Tony Hunt Sr.  (24 August 1942 – 15 December 2017) was a Canadian First Nations artist noted for his KwaGulth style paintings and totem poles, which he carved from single cedar logs.

Early life
Tony Hunt was born in 1942 at the Kwakwaka'wakw community of Alert Bay, British Columbia, and was the oldest of six sons of Henry Hunt and Helen Hunt. The youth received early training from his maternal grandfather Mungo Martin. Through his maternal line, Hunt was a hereditary chief of the Kwakwaka'wakw.

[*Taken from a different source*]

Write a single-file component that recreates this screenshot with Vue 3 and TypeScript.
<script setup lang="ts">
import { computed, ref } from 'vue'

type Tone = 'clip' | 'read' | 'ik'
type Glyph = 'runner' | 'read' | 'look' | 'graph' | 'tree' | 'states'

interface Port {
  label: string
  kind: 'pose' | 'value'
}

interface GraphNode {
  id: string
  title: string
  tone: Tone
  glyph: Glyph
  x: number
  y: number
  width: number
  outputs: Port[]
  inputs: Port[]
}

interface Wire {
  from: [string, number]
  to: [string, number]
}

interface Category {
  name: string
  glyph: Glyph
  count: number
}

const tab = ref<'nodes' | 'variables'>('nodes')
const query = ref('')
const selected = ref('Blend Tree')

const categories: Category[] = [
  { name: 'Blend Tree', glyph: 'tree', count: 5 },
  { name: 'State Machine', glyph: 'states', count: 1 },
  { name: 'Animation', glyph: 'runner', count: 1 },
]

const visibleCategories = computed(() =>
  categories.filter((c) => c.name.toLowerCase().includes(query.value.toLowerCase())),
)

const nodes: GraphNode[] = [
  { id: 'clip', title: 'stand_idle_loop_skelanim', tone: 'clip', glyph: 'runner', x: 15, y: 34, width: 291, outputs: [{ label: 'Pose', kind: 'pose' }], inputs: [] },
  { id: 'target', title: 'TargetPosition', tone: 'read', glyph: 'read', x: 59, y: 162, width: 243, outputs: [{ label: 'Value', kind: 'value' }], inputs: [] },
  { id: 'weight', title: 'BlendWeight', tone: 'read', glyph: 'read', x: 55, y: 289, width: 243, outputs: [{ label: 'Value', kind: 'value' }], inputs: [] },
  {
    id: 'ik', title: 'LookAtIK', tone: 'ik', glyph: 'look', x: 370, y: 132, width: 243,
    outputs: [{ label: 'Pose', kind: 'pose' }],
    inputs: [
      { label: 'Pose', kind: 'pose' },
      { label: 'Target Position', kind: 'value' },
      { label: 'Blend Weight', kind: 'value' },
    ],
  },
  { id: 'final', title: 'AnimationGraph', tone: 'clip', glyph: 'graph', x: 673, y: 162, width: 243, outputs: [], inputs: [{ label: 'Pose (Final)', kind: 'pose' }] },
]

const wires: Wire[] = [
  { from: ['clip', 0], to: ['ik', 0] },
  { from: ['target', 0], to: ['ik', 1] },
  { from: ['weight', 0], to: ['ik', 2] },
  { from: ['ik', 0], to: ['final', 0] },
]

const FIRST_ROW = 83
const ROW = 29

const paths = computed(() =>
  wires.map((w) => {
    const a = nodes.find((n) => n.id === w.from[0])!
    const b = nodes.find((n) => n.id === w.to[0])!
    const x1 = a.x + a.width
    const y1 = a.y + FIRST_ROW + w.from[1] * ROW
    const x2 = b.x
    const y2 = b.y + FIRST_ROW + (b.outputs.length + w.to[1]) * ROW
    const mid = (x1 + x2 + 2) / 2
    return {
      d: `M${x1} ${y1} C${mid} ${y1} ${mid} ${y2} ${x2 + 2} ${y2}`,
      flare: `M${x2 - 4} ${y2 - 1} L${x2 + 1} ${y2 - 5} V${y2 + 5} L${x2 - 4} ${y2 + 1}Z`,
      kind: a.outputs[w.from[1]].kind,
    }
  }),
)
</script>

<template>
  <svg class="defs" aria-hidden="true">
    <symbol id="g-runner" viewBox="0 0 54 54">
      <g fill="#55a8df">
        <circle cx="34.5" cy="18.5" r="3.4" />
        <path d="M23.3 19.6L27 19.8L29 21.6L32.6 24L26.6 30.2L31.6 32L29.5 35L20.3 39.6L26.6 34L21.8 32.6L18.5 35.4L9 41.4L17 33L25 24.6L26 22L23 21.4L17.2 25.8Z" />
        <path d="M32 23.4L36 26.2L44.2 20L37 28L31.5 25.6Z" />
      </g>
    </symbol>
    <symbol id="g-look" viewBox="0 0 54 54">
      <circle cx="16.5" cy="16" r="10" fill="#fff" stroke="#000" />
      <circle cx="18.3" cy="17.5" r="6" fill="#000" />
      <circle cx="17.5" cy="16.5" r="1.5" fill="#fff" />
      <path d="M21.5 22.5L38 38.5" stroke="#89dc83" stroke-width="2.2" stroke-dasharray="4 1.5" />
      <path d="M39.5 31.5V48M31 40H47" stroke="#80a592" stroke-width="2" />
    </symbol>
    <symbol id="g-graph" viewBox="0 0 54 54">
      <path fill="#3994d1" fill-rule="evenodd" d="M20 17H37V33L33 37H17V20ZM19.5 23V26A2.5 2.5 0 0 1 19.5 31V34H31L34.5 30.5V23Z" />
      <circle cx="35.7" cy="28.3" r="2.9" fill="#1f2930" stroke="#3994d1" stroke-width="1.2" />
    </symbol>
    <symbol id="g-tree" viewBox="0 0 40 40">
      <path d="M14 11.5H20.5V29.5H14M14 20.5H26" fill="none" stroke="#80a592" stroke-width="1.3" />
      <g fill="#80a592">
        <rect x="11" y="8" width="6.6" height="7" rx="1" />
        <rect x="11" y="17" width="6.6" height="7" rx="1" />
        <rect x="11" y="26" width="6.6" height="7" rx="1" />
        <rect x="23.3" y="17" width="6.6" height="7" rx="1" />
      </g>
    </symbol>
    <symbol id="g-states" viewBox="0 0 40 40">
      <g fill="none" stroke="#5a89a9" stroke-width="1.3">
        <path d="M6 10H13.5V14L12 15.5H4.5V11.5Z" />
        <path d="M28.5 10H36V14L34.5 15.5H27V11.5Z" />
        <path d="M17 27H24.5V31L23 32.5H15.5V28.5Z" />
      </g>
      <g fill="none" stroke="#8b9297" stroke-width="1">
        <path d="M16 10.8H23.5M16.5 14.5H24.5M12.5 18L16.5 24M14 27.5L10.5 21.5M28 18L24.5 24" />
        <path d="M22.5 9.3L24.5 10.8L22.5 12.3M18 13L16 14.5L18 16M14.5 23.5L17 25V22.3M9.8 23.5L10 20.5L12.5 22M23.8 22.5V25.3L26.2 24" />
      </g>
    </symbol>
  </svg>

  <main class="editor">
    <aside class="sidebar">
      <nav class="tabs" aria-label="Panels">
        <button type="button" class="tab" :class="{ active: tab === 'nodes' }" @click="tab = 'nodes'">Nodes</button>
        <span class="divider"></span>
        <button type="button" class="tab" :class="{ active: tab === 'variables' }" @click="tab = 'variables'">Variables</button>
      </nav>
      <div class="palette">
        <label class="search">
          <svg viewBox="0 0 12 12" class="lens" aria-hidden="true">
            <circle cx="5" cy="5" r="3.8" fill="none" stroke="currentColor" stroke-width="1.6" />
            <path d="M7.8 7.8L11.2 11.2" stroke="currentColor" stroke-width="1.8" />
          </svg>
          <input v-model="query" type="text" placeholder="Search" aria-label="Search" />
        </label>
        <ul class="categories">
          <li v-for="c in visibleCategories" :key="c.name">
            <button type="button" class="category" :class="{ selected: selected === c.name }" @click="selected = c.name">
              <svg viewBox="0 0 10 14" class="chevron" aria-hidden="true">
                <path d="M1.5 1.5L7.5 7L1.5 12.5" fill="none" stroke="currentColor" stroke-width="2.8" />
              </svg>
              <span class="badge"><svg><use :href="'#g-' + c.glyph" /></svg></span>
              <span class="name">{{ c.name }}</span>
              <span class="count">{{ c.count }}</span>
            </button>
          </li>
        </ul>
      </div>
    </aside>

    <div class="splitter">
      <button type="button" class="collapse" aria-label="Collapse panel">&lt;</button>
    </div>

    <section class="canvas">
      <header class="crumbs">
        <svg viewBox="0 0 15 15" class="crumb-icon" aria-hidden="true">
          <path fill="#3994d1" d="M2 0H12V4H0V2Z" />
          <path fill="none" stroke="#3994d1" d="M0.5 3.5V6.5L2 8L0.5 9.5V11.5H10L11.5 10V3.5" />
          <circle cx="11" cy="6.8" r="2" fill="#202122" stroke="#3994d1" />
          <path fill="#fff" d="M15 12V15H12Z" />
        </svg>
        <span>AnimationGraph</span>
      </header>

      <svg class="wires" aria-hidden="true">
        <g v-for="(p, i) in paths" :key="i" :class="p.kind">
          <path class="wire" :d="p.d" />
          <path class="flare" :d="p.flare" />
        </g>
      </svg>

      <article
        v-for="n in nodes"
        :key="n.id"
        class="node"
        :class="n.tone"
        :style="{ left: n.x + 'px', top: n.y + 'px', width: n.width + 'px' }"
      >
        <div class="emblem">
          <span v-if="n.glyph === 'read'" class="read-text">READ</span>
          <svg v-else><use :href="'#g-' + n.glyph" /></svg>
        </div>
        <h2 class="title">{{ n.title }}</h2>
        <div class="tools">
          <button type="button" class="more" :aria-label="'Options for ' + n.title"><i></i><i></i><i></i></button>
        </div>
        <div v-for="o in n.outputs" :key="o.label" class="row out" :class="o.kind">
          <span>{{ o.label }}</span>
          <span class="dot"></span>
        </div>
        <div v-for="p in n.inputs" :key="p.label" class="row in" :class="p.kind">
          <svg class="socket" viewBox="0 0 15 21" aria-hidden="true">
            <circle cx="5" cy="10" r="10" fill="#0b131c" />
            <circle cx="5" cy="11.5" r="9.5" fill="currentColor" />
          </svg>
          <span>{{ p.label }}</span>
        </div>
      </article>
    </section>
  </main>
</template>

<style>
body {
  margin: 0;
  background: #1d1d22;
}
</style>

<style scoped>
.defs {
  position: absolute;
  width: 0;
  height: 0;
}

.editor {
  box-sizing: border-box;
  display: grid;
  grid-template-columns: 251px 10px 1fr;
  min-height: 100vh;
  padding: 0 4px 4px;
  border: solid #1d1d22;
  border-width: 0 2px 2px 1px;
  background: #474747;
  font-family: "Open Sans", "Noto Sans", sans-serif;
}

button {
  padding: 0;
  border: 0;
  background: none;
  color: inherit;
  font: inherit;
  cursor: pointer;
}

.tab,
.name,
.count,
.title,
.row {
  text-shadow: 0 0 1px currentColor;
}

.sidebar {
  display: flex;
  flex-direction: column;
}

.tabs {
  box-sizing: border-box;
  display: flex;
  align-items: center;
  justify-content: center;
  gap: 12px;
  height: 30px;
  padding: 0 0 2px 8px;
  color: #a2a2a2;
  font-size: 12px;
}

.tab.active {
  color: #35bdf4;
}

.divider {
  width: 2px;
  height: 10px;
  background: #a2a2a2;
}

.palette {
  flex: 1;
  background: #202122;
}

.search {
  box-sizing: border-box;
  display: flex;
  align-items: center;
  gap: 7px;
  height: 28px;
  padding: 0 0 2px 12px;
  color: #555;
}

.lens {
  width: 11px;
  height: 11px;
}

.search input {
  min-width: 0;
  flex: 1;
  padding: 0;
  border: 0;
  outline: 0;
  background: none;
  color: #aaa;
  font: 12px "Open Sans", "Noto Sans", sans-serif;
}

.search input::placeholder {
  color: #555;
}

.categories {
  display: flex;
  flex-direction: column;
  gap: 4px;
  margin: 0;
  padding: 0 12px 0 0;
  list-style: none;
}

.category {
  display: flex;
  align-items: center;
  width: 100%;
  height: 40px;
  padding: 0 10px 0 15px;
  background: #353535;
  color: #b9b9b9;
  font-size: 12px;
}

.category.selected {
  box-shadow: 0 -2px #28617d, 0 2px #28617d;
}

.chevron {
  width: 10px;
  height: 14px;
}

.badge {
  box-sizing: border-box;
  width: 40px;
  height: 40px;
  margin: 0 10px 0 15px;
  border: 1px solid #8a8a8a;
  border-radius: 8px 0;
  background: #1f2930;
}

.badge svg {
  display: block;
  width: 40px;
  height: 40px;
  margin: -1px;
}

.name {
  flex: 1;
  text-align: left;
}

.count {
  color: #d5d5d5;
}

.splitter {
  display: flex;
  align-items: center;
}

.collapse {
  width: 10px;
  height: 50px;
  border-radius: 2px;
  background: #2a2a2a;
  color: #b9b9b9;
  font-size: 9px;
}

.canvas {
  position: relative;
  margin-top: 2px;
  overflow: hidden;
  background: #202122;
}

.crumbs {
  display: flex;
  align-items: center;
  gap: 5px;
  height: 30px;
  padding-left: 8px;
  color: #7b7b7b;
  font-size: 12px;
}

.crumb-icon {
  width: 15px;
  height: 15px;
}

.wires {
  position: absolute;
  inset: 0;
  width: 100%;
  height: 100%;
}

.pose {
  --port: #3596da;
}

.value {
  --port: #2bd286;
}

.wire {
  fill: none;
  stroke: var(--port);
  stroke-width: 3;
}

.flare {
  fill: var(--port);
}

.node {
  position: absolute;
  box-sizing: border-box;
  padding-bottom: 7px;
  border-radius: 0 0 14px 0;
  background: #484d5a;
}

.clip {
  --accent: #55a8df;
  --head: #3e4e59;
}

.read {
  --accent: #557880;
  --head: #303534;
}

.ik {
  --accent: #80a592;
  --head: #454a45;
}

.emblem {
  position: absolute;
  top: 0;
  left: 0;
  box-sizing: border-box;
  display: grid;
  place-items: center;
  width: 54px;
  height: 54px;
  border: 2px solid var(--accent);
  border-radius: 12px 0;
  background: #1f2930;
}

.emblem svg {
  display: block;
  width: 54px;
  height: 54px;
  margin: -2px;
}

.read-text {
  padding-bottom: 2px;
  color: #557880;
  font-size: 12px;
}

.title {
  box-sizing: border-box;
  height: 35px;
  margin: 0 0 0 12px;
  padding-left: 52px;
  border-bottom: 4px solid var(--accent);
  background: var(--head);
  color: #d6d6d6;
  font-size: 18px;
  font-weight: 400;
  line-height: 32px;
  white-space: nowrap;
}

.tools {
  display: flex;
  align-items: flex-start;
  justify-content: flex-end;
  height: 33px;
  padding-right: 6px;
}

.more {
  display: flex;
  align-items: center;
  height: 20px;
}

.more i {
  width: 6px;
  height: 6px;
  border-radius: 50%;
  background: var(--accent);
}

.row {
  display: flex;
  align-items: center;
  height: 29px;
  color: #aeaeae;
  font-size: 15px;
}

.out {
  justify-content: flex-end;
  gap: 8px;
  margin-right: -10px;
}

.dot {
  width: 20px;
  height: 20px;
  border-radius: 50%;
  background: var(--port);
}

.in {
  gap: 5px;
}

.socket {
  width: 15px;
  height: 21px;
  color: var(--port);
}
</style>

His father was a professional woodcarver. Hunt and his brothers are also descendants of the renowned ethnologist George Hunt (Tlingit), who collected hundreds of Kwakwaka'wakw artworks for an exhibition at the 1893 World's Columbian Exposition in Chicago.

Career
After his grandfather Martin's death in 1962, Hunt became assistant carver to his father Henry Hunt at Thunderbird Park in Victoria, B.C. His younger brothers, Richard Hunt and Stanley C. Hunt, also became professional carvers. In 1970 Hunt opened the Arts of the Raven Gallery in Victoria.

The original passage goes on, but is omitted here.